Feeding disorders are one of the main clinical features in PRS, which combines a posterior U-shaped cleft palate, retrognathia, and glossoptosis. The aim of this study was to evaluate the oral and esophageal motor function of children with PRS without additional neurologic symptoms.


All children hospitalized with Pierre Robin syndrome either isolated (n = 27) or associated with Stickler syndrome (n = 8) were included. Clinical evaluation of their oroesophageal disorders and systematic esophageal manometry were performed.

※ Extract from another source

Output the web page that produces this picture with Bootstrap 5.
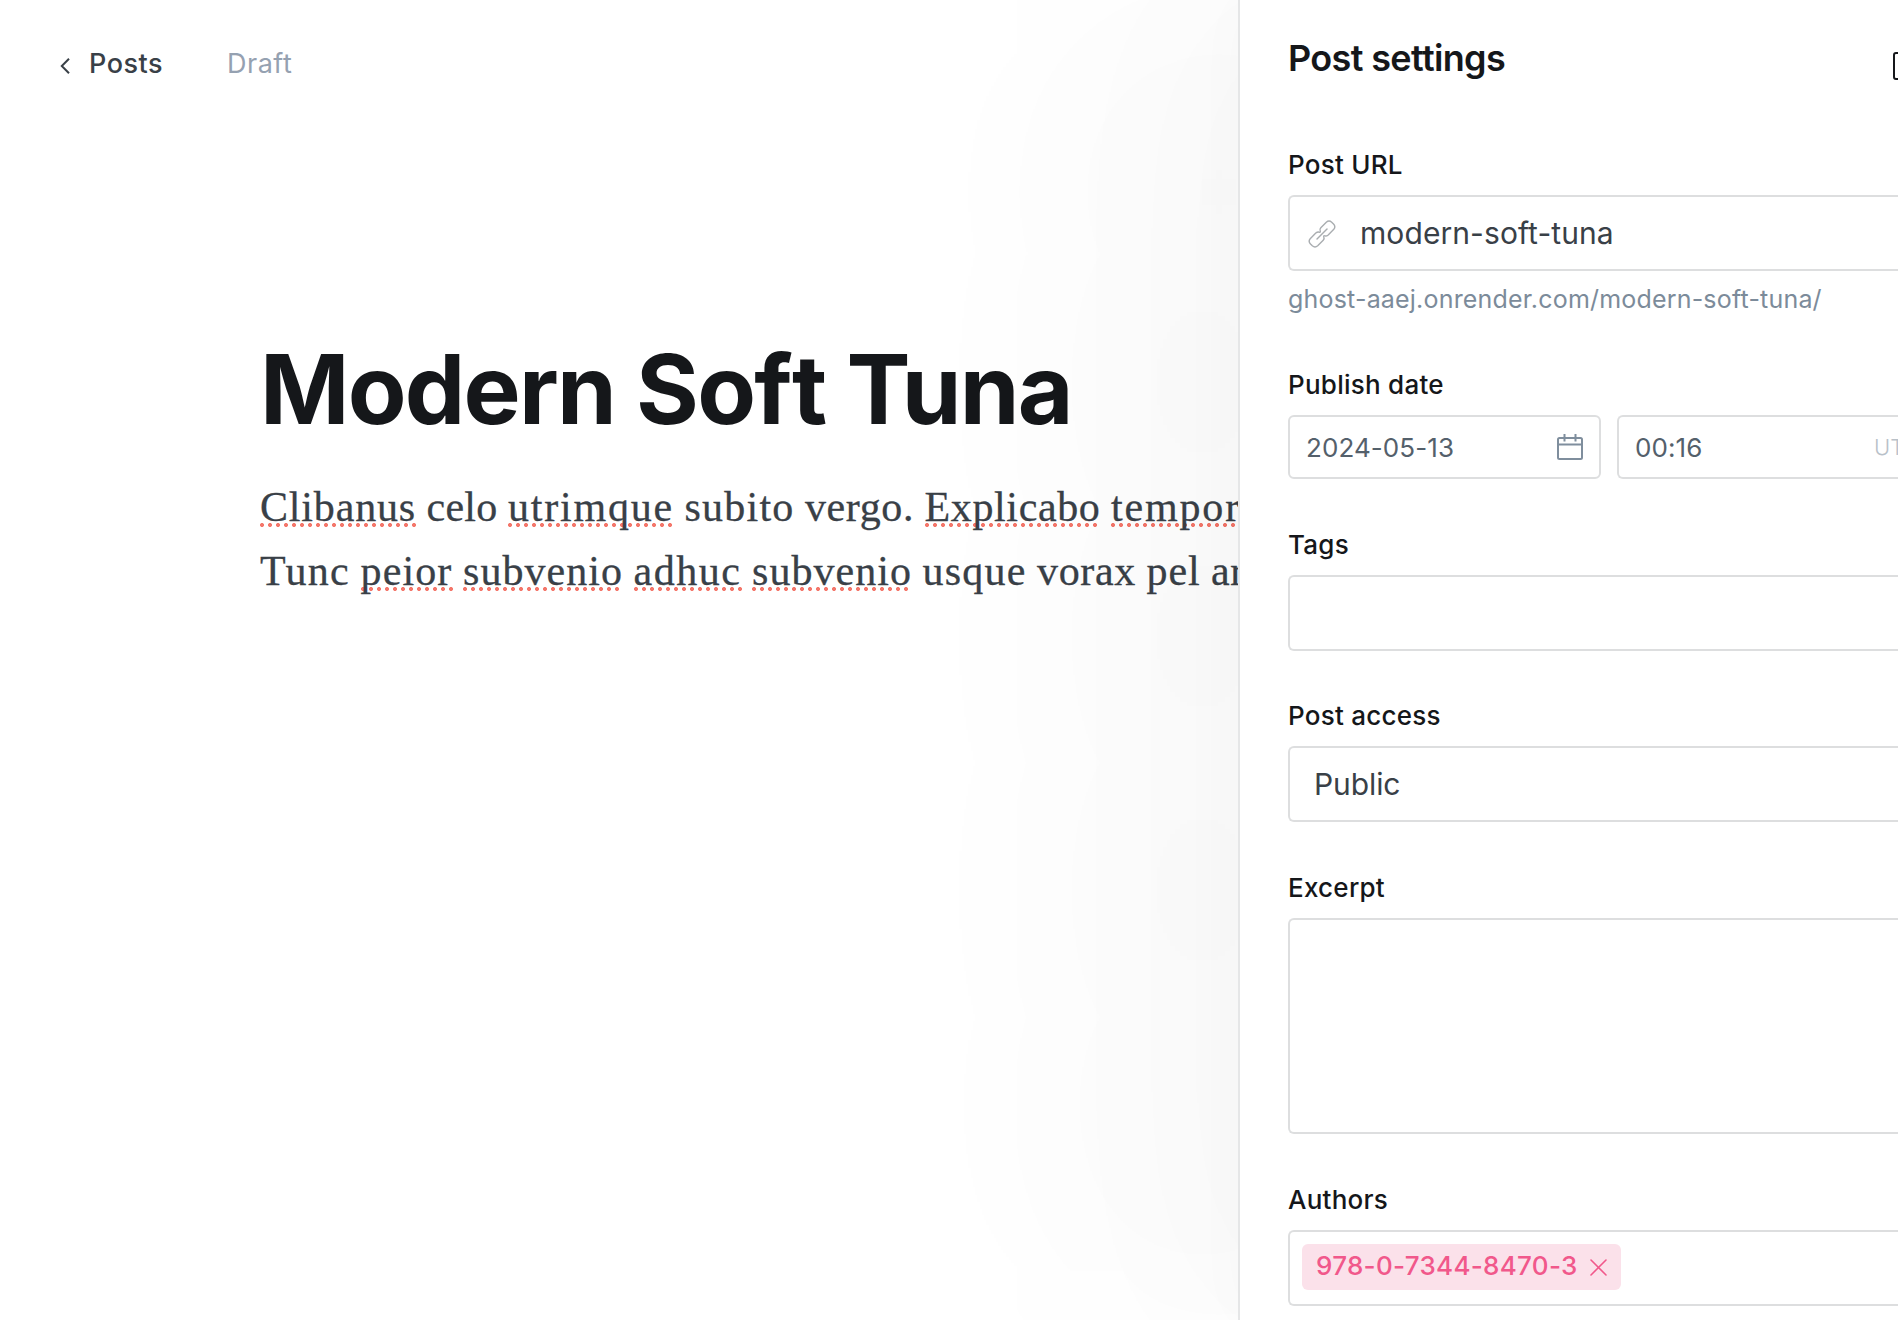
<!DOCTYPE html>
<html lang="en">
<head>
<meta charset="utf-8">
<title>Post editor</title>
<link href="https://cdn.jsdelivr.net/npm/bootstrap@5.3.0/dist/css/bootstrap.min.css" rel="stylesheet">
<style>
body{font-family:Inter,"Liberation Sans",sans-serif;height:1320px;color:#15171a;background:#fff;font-size:26px;font-variant-ligatures:none;font-feature-settings:"calt" 0}
.editor{width:1238px}
.topline{padding:48px 0 0 60px;height:80px;line-height:34px;font-size:27px;letter-spacing:.5px}
.back-link{color:#394047;font-weight:500;gap:19px;margin-right:64px}
.back-link svg{margin-top:4px}
.state{color:#95a1b1}
.canvas{padding:249px 0 0 260px}
.post-title{font-size:96px;line-height:120px;font-weight:700;letter-spacing:-1.75px;margin:0 0 26px;white-space:nowrap}
.loose{letter-spacing:-.4px}
.prose{font-family:"Liberation Serif",serif;font-size:42px;line-height:64px;color:#394047;white-space:nowrap;-webkit-text-stroke:.3px #394047}
.sp{background:radial-gradient(circle at 2px 2px,#f4776b 1.7px,transparent 2.3px) 0 calc(100% - 3px)/8px 4px repeat-x}
.panel{width:660px;border-left:2px solid #e5e6e7;padding-left:48px;box-shadow:-200px 0 240px rgba(0,0,0,.018),-40px 0 200px rgba(0,0,0,.025),0 0 60px rgba(0,0,0,.02)}
.panel-head{height:149px;padding-top:35px}
.panel-head svg{margin-top:16px}
.panel-title{font-size:36px;line-height:46px;font-weight:600;margin:0;letter-spacing:-.65px}
.group{margin-bottom:50px}
.group.tight{margin-bottom:49px}
.url-group{margin-bottom:55px}
.lbl{display:block;font-weight:500;line-height:32px;margin-bottom:14px;letter-spacing:.25px}
.box{height:76px;border:2px solid #dddedf;border-right:0;border-radius:6px 0 0 6px;font-size:30px;color:#394047;letter-spacing:.08px}
.box.sm-box{height:64px;font-size:26px;color:#54606b;padding-left:16px}
.box.date-box{width:313px;border-right:2px solid #dddedf;border-radius:6px;padding-right:16px;margin-right:16px}
.box.tall{height:216px}
.slug{margin-left:14px}
.access{padding-left:24px;letter-spacing:-.1px}
.zone{font-size:22px;color:#b9c1c9;width:24px;font-weight:300}
.hint{font-size:25px;line-height:30px;color:#7c8b9a;margin-top:13px;letter-spacing:.19px}
.author{height:46px;background:#fbe1ea;color:#f1588b;border-radius:6px;font-size:26px;font-weight:500;padding:0 14px 0 14px;gap:12px;margin:12px 0 0 12px}
.author span{margin-top:-3px;letter-spacing:.3px}
</style>
</head>
<body class="overflow-hidden d-flex">
<main class="editor flex-shrink-0 overflow-hidden">
  <div class="topline d-flex align-items-center">
    <div class="back-link d-flex align-items-center">
      <svg width="10" height="18" viewBox="0 0 10 18" fill="none" stroke="#394047" stroke-width="2"><path d="M9 1.800 1.800 9 9 16.200"/></svg>
      <span>Posts</span>
    </div>
    <span class="state">Draft</span>
  </div>
  <div class="canvas">
    <h1 class="post-title">Modern So<span class="loose">f</span>t Tuna</h1>
    <div class="prose"><span class="sp" data-w="156">Clibanus</span> <span data-w="71">celo</span> <span class="sp" data-w="166">utrimque</span> <span data-w="110">subito</span> <span data-w="109">vergo.</span> <span class="sp" data-w="176">Explicabo</span> <span class="sp" data-w="130">tempor</span><br><span data-w="90">Tunc</span> <span class="sp" data-w="92">peior</span> <span class="sp" data-w="160">subvenio</span> <span class="sp" data-w="108">adhuc</span> <span class="sp" data-w="160">subvenio</span> <span data-w="104">usque</span> <span data-w="99">vorax</span> <span data-w="54">pel</span> <span data-w="34">ar</span></div>
  </div>
</main>
<aside class="panel bg-white flex-shrink-0 position-relative overflow-hidden">
  <div class="panel-head d-flex justify-content-between">
    <h2 class="panel-title">Post settings</h2>
    <svg width="5" height="30" viewBox="0 0 5 30" fill="none" stroke="#15171a" stroke-width="2"><rect x="1" y="2" width="28" height="26" rx="2"/></svg>
  </div>
  <div class="url-group">
    <span class="lbl">Post URL</span>
    <div class="box d-flex align-items-center">
      <svg class="ms-2" width="48" height="44" viewBox="-2 0 48 44" fill="none" stroke="#a9adb0" stroke-width="1.400" stroke-linecap="round" stroke-linejoin="round"><path id="half" d="M20.300 20.500Q19.300 18.300 20.800 16.800L26.300 11.200Q29 8.800 31.700 11.200L33.500 13Q36 15.700 33.800 18.300L28.200 23.900Q26.200 25.700 24 24.700"/><use href="#half" transform="rotate(180 22 23)"/><path d="m17 28 10-10"/></svg>
      <span class="slug">modern-soft-tuna</span>
    </div>
    <div class="hint">ghost-aaej.onrender.com/modern-soft-tuna/</div>
  </div>
  <div class="group">
    <span class="lbl">Publish date</span>
    <div class="d-flex">
      <div class="box sm-box date-box d-flex align-items-center justify-content-between">
        <span>2024-05-13</span>
        <svg width="26" height="28" viewBox="0 0 26 28" fill="none" stroke="#7f8e9d" stroke-width="2"><rect x="1" y="5" width="24" height="21" rx="1.500"/><path d="M1 11.500h24M7.500 1v7.500M18.500 1v7.500"/></svg>
      </div>
      <div class="box sm-box flex-fill d-flex align-items-center justify-content-between overflow-hidden">
        <span>00:16</span>
        <span class="zone text-nowrap overflow-hidden">UTC</span>
      </div>
    </div>
  </div>
  <div class="group tight">
    <span class="lbl">Tags</span>
    <div class="box"></div>
  </div>
  <div class="group">
    <span class="lbl">Post access</span>
    <div class="box access d-flex align-items-center">Public</div>
  </div>
  <div class="group">
    <span class="lbl">Excerpt</span>
    <div class="box tall"></div>
  </div>
  <div>
    <span class="lbl">Authors</span>
    <div class="box d-flex align-items-start">
      <div class="author d-flex align-items-center">
        <span>978-0-7344-8470-3</span>
        <svg width="17" height="18" viewBox="0 0 17 18" stroke="#f1588b" stroke-width="1.600" stroke-linecap="round"><path d="m1 2 15 15M16 2 1 17"/></svg>
      </div>
    </div>
  </div>
</aside>
<script src="https://cdn.jsdelivr.net/npm/bootstrap@5.3.0/dist/js/bootstrap.bundle.min.js"></script>
<script>
// Track each word of the body copy to its set width
document.querySelectorAll('.prose [data-w]').forEach(function (word) {
  var natural = word.getBoundingClientRect().width;
  word.style.letterSpacing = ((word.dataset.w - natural) / word.textContent.length) + 'px';
});
</script>
</body>
</html>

Feeding disorders were always present, but type of disorder varied from one child to another. Esophageal disorders were frequent and seemed to be resistant to classic gastroesophageal reflux treatment. Eighty-six percent of the children required nasogastric tube feeding for a mean duration of 8.6 months. Esophageal manometric abnormalities were noted in 50% of the children: lower esophageal sphincter hypertonia, failure of lower esophageal sphincter relaxation at deglutition, and esophageal dyskinesia. These clinical and manometric disorders showed a trend to spontaneous regression after 12 months.


In the current Pierre Robin syndrome series, clinical and manometric anomalies of oroesophageal motility were always present. The authors identified an unusual manometric pattern that has also been described in situations of neurovegetative instability. It could reflect dysregulation of the control of the central pattern generators of swallowing in the brain stem.